My mom, who's turning 50 this year, recently got diagnosed with papillary thyroid cancer. She's Asian and is the oldest of five siblings, with two sisters and two brothers. Both of her sisters have had surgery for thyroid cancer in the past, and the younger of the two has recently had a recurrence of the cancer and will require another surgery. Her younger brother has also had thyroid conditions, but without any signs of cancer. In short, she has strong genetic ties to have thyroid cancer.
My mom received the thyroid ultrasound and the fine needle aspiration biopsy (FNA) for investigation. With the results of both tests, the doctor told her that she had a mass the size of 0.6 cm (not very big; one of my aunt's masses was 4cm), and that it was "70% cancer." They told her that she needed to get surgery.

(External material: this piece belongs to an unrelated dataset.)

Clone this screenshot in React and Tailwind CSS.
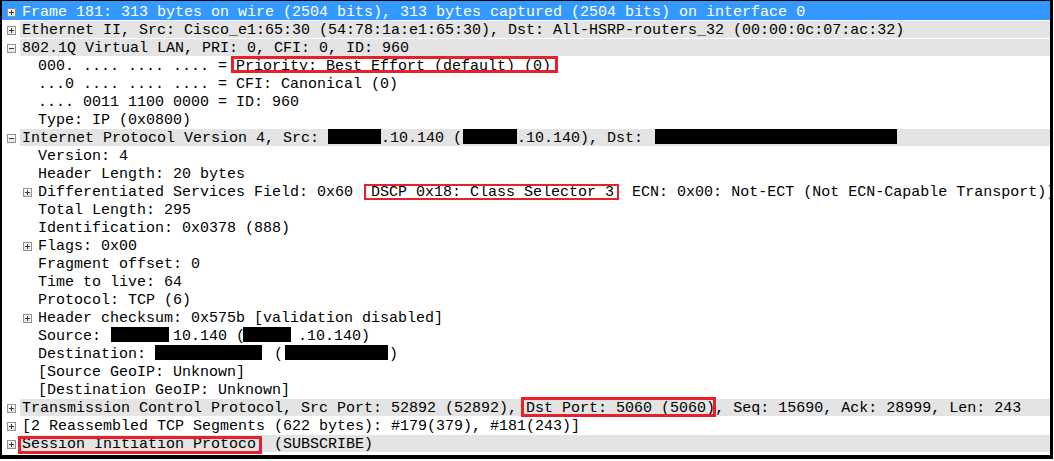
import React from "react";

const Exp = ({ open }) => (
  <svg width="9" height="9" viewBox="0 0 9 9" className="block">
    <defs>
      <linearGradient id="eg" x1="0" y1="0" x2="0" y2="1">
        <stop offset="0" stopColor="#ffffff" />
        <stop offset="1" stopColor="#e2e2e2" />
      </linearGradient>
    </defs>
    <rect x="0.5" y="0.5" width="8" height="8" fill="url(#eg)" stroke="#939393" />
    <path d="M2 4.5h5" stroke="#3a3a3a" />
    {!open && <path d="M4.5 2v5" stroke="#3a3a3a" />}
  </svg>
);

const Box = ({ cls, children }) => (
  <span className="relative inline-block h-[17px]">
    {children}
    <span className={`absolute border-[#e8202a] ${cls}`} />
  </span>
);

const Blk = ({ cls }) => <span className={`inline-block bg-black h-[15px] ${cls}`} />;

const T = ({ children, cls = "" }) => <span className={`whitespace-pre ${cls}`}>{children}</span>;

function Row({ level = 1, icon, gray, sel, children }) {
  return (
    <div
      className={`flex whitespace-nowrap ${sel ? "h-[19px] bg-[#3399ff] text-white pt-[1px]" : "h-[18px] text-black"} ${level === 0 ? "pl-[5px]" : "pl-[21px]"}`}
    >
      <div className="w-[9px] shrink-0 mr-[4px] pt-[6px]">
        {icon ? <Exp open={icon === "minus"} /> : null}
      </div>
      <div
        className={`flex flex-1 items-start mt-[1px] h-[17px] leading-[20px] pl-[2px] ${gray ? "bg-[#e4e4e4]" : ""}`}
      >
        {children}
      </div>
    </div>
  );
}

export default function App() {
  return (
    <div className="bg-white w-[1054px] h-[461px]">
      <div
        className="w-[1053px] border-black border-t border-l-2 border-r-[3px] border-b-4 overflow-hidden pb-[3px] text-[15px]"
        style={{ fontFamily: '"Liberation Mono", "DejaVu Sans Mono", monospace' }}
      >
        <Row level={0} icon="plus" sel>
          <T>Frame 181: 313 bytes on wire (2504 bits), 313 bytes captured (2504 bits) on interface 0</T>
        </Row>
        <Row level={0} icon="plus" gray>
          <T>Ethernet II, Src: Cisco_e1:65:30 (54:78:1a:e1:65:30), Dst: All-HSRP-routers_32 (00:00:0c:07:ac:32)</T>
        </Row>
        <Row level={0} icon="minus" gray>
          <T>802.1Q Virtual LAN, PRI: 0, CFI: 0, ID: 960</T>
        </Row>
        <Row>
          <T>000. .... .... .... = </T>
          <Box cls="border-[3px] -left-[5px] -right-[7px] -top-[1px] h-[17px]">
            <T>Priority: Best Effort (default) (0)</T>
          </Box>
        </Row>
        <Row>
          <T>...0 .... .... .... = CFI: Canonical (0)</T>
        </Row>
        <Row>
          <T>.... 0011 1100 0000 = ID: 960</T>
        </Row>
        <Row>
          <T>Type: IP (0x0800)</T>
        </Row>
        <Row level={0} icon="minus" gray>
          <T>Internet Protocol Version 4, Src: </T>
          <Blk cls="w-[53px]" />
          <T>.10.140 (</T>
          <Blk cls="ml-[1px] w-[54px]" />
          <T>.10.140), Dst: </T>
          <Blk cls="ml-[3px] w-[242px]" />
        </Row>
        <Row>
          <T>Version: 4</T>
        </Row>
        <Row>
          <T>Header Length: 20 bytes</T>
        </Row>
        <Row icon="plus">
          <T>Differentiated Services Field: 0x60 </T>
          <Box cls="border-[2px] left-[2px] right-[4px] top-[1px] h-[16px]">
            <T> DSCP 0x18: Class Selector 3 </T>
          </Box>
          <T> ECN: 0x00: Not-ECT (Not ECN-Capable Transport))</T>
        </Row>
        <Row>
          <T>Total Length: 295</T>
        </Row>
        <Row>
          <T>Identification: 0x0378 (888)</T>
        </Row>
        <Row icon="plus">
          <T>Flags: 0x00</T>
        </Row>
        <Row>
          <T>Fragment offset: 0</T>
        </Row>
        <Row>
          <T>Time to live: 64</T>
        </Row>
        <Row>
          <T>Protocol: TCP (6)</T>
        </Row>
        <Row icon="plus">
          <T>Header checksum: 0x575b [validation disabled]</T>
        </Row>
        <Row>
          <T>Source: </T>
          <Blk cls="ml-[1px] w-[58px]" />
          <T cls="ml-[4px]">10.140 (</T>
          <Blk cls="-ml-[2px] w-[48px]" />
          <T cls="ml-[7px]">.10.140)</T>
        </Row>
        <Row>
          <T>Destination: </T>
          <Blk cls="w-[107px]" />
          <T cls="ml-[3px]"> (</T>
          <Blk cls="ml-[2px] w-[103px]" />
          <T cls="ml-[1px]">)</T>
        </Row>
        <Row>
          <T>[Source GeoIP: Unknown]</T>
        </Row>
        <Row>
          <T>[Destination GeoIP: Unknown]</T>
        </Row>
        <Row level={0} icon="plus" gray>
          <T>Transmission Control Protocol, Src Port: 52892 (52892), </T>
          <Box cls="border-[3px] -left-[5px] -right-[1px] -top-[2px] h-[20px]">
            <T>Dst Port: 5060 (5060)</T>
          </Box>
          <T>, Seq: 15690, Ack: 28999, Len: 243</T>
        </Row>
        <Row level={0} icon="plus">
          <T>[2 Reassembled TCP Segments (622 bytes): #179(379), #181(243)]</T>
        </Row>
        <Row level={0} icon="plus" gray>
          <Box cls="border-[3px] -left-[4px] -right-[6px] top-[1px] h-[18px]">
            <T>Session Initiation Protoco</T>
          </Box>
          <T>{"  (SUBSCRIBE)"}</T>
        </Row>
      </div>
    </div>
  );
}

1. What does it mean by "70%"? Is there a 30% chance that it might not be cancer?
2. Post-surgery, she realizes that she will most likely have to take hormonal supplements. What are the side effects of these drugs?
3. The doctor told her that she will also need to take calcium supplements, since she won't have a thyroid to organize and distribute calcium intake. Is consuming calcium through natural means (ie. food, rather than drugs) futile? Will they not get deposited into the body the same way that calcium supplements would?
4. Her mass lies only on one side of her thyroid gland. A bit of research of my part revealed that it is possible to leave half the gland behind. If given the choice, which option is usually better? If half is left, are the chances of cancer recurrence higher?
She received the news in Korea, where the health care system is superb but the doctors are generally mean and unhelpful. Any help would be appreciated.
1. I'm not sure about this question. She should ask her doctor about it.
2. The side effects mostly come when the dosage is off, like when she has too much or too little. It sometimes takes time before they get the dosage right for the person and there is adjustment time of 2-3 months in between dose changes. So it can take time. Also, other things, like gaining or losing weight can change what dosage she will need. Some people do say that the supplemental pills don't works as well for them as their regular thyroid did, so they might be candidates for T3/T4 combination therapy, but I recommend that people try the T4 alone first, since many people are fine with that. If after she is on a "correct dosage" according to the blood tests and she doesn't feel right, then it may be time to explore other options. Some people also say that they gain weight, regardless of what dose they are on, but regular physical activity can help this a great deal.
3. It's not the thyroid that distributes the calcium intake (did the doctor really say that?!). The *parathyorid* glands do that and those shouldn't be removed if the surgeon knows what he is doing (unless those are cancerous). One or two may be removed because they may be imbedded in the thyroid gland or just because of how small they are, but there are four of them and it is very rare for all of them to be removed unless all of them are imbedded or the surgeon really doesn't know what he is doing.
She should take calcium supplements, however, because usually they want patients after thyroid cancer to be on a higher dose of thyroid hormone that is slightly hyperthyroid and this can cause calcium depletion and lead to osteoporosis.
If she gets a diet high in calcium, maybe she would be okay, but supplementing that would still be good if the doctor recommends it. However, if her parathyroid glands were removed during surgery, she will need supplemental, quick acting calcium several times a day to keep her blood calcium levels up, otherwise they could dip dangerously low. We don't just need calcium for our bones, but also for nerve function. It's vital.
4. I don't usually give a total recommendation, but given that your mom has such a strong family history of thyroid cancer and the fact that she is almost 50, I would think that removing just half wouldn't be a very good idea. Age generally isn't a positive factor in these things. It also depends on how large the nodule is (hers is small), but if she doesn't want to have to worry about it anymore. She also wouldn't be able to have RAI treatment unless she had a total thyroidectomy. They would be able to give her yearly or bi-yearly ultrasounds, but not the blood tests for thyroglobulins that track thyroid cell growth (that wouldn't be useful if there is still thyroid tissue).
I hope this helps. I wish your mom the best. Please re-post if you have more questions.
(Also, how can a healthcare system be superb if the doctors are mean and unhelpful? That's most of the quality of a healthcare system, if you ask me, how much the doctors care about and listen to their patients.)